(Pages as source code)
## Start

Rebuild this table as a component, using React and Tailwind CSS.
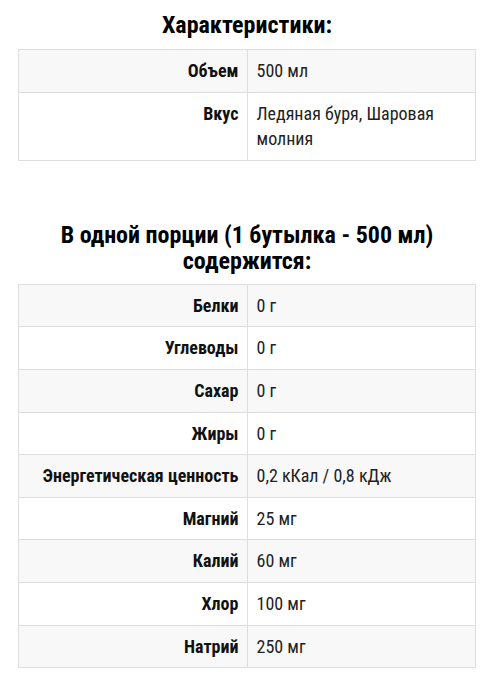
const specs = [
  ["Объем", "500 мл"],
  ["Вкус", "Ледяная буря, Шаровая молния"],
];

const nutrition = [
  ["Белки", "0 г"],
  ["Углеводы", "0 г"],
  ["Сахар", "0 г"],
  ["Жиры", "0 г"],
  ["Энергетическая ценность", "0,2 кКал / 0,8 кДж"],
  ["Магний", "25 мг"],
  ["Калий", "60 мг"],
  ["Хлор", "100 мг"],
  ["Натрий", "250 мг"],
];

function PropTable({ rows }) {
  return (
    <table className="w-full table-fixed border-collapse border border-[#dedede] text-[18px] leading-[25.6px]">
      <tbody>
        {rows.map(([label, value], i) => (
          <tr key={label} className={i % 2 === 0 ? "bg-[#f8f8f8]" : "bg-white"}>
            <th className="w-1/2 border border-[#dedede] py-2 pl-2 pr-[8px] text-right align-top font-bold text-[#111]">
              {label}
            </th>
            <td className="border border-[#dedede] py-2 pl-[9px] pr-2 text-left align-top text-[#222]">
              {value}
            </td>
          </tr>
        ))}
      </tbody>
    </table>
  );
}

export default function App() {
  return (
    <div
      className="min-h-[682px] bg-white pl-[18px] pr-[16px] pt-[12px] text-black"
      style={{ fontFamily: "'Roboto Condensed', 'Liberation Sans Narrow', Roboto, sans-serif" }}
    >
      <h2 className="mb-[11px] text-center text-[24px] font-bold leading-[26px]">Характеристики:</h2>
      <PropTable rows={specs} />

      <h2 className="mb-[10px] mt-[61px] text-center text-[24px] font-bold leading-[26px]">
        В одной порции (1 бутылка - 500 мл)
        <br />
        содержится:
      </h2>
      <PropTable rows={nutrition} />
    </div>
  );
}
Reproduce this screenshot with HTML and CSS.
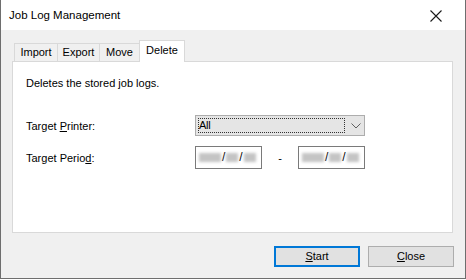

## End

## WRITTEN TASK
Quote the data above in full and without alteration; skip the pictures.

## RESULT OF THIS EXERCISE
Rebuild this table as a component, using React and Tailwind CSS.
const specs = [
  ["Объем", "500 мл"],
  ["Вкус", "Ледяная буря, Шаровая молния"],
];

const nutrition = [
  ["Белки", "0 г"],
  ["Углеводы", "0 г"],
  ["Сахар", "0 г"],
  ["Жиры", "0 г"],
  ["Энергетическая ценность", "0,2 кКал / 0,8 кДж"],
  ["Магний", "25 мг"],
  ["Калий", "60 мг"],
  ["Хлор", "100 мг"],
  ["Натрий", "250 мг"],
];

function PropTable({ rows }) {
  return (
    <table className="w-full table-fixed border-collapse border border-[#dedede] text-[18px] leading-[25.6px]">
      <tbody>
        {rows.map(([label, value], i) => (
          <tr key={label} className={i % 2 === 0 ? "bg-[#f8f8f8]" : "bg-white"}>
            <th className="w-1/2 border border-[#dedede] py-2 pl-2 pr-[8px] text-right align-top font-bold text-[#111]">
              {label}
            </th>
            <td className="border border-[#dedede] py-2 pl-[9px] pr-2 text-left align-top text-[#222]">
              {value}
            </td>
          </tr>
        ))}
      </tbody>
    </table>
  );
}

export default function App() {
  return (
    <div
      className="min-h-[682px] bg-white pl-[18px] pr-[16px] pt-[12px] text-black"
      style={{ fontFamily: "'Roboto Condensed', 'Liberation Sans Narrow', Roboto, sans-serif" }}
    >
      <h2 className="mb-[11px] text-center text-[24px] font-bold leading-[26px]">Характеристики:</h2>
      <PropTable rows={specs} />

      <h2 className="mb-[10px] mt-[61px] text-center text-[24px] font-bold leading-[26px]">
        В одной порции (1 бутылка - 500 мл)
        <br />
        содержится:
      </h2>
      <PropTable rows={nutrition} />
    </div>
  );
}
Reproduce this screenshot with HTML and CSS.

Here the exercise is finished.